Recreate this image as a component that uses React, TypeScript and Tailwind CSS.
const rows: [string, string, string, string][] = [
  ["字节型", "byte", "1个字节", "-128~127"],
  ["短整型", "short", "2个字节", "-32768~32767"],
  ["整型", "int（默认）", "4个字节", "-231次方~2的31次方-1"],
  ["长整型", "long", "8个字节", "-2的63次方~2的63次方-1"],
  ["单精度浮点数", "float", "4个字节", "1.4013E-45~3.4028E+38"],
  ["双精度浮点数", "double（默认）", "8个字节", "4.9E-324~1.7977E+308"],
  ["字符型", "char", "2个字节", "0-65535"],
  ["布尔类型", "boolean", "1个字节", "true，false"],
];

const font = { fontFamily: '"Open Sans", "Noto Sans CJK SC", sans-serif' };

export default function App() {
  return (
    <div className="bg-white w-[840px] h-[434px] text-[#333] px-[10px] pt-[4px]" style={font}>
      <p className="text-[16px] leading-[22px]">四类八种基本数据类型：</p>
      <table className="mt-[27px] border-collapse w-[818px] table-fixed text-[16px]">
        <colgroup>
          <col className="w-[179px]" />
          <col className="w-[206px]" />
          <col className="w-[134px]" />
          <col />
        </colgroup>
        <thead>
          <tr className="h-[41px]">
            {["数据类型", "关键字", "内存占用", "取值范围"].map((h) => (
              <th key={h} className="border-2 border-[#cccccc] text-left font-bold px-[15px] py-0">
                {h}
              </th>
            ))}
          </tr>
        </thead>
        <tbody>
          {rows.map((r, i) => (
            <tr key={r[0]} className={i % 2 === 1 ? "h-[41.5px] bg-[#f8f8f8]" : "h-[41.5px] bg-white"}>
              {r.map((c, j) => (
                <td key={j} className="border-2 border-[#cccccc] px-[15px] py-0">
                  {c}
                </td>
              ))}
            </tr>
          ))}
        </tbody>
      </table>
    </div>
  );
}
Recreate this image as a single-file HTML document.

The exercise: Repeat the listing in full, keeping every line exactly as it is.

Final result:
Recreate this image as a component that uses React, TypeScript and Tailwind CSS.
const rows: [string, string, string, string][] = [
  ["字节型", "byte", "1个字节", "-128~127"],
  ["短整型", "short", "2个字节", "-32768~32767"],
  ["整型", "int（默认）", "4个字节", "-231次方~2的31次方-1"],
  ["长整型", "long", "8个字节", "-2的63次方~2的63次方-1"],
  ["单精度浮点数", "float", "4个字节", "1.4013E-45~3.4028E+38"],
  ["双精度浮点数", "double（默认）", "8个字节", "4.9E-324~1.7977E+308"],
  ["字符型", "char", "2个字节", "0-65535"],
  ["布尔类型", "boolean", "1个字节", "true，false"],
];

const font = { fontFamily: '"Open Sans", "Noto Sans CJK SC", sans-serif' };

export default function App() {
  return (
    <div className="bg-white w-[840px] h-[434px] text-[#333] px-[10px] pt-[4px]" style={font}>
      <p className="text-[16px] leading-[22px]">四类八种基本数据类型：</p>
      <table className="mt-[27px] border-collapse w-[818px] table-fixed text-[16px]">
        <colgroup>
          <col className="w-[179px]" />
          <col className="w-[206px]" />
          <col className="w-[134px]" />
          <col />
        </colgroup>
        <thead>
          <tr className="h-[41px]">
            {["数据类型", "关键字", "内存占用", "取值范围"].map((h) => (
              <th key={h} className="border-2 border-[#cccccc] text-left font-bold px-[15px] py-0">
                {h}
              </th>
            ))}
          </tr>
        </thead>
        <tbody>
          {rows.map((r, i) => (
            <tr key={r[0]} className={i % 2 === 1 ? "h-[41.5px] bg-[#f8f8f8]" : "h-[41.5px] bg-white"}>
              {r.map((c, j) => (
                <td key={j} className="border-2 border-[#cccccc] px-[15px] py-0">
                  {c}
                </td>
              ))}
            </tr>
          ))}
        </tbody>
      </table>
    </div>
  );
}
Recreate this image as a single-file HTML document.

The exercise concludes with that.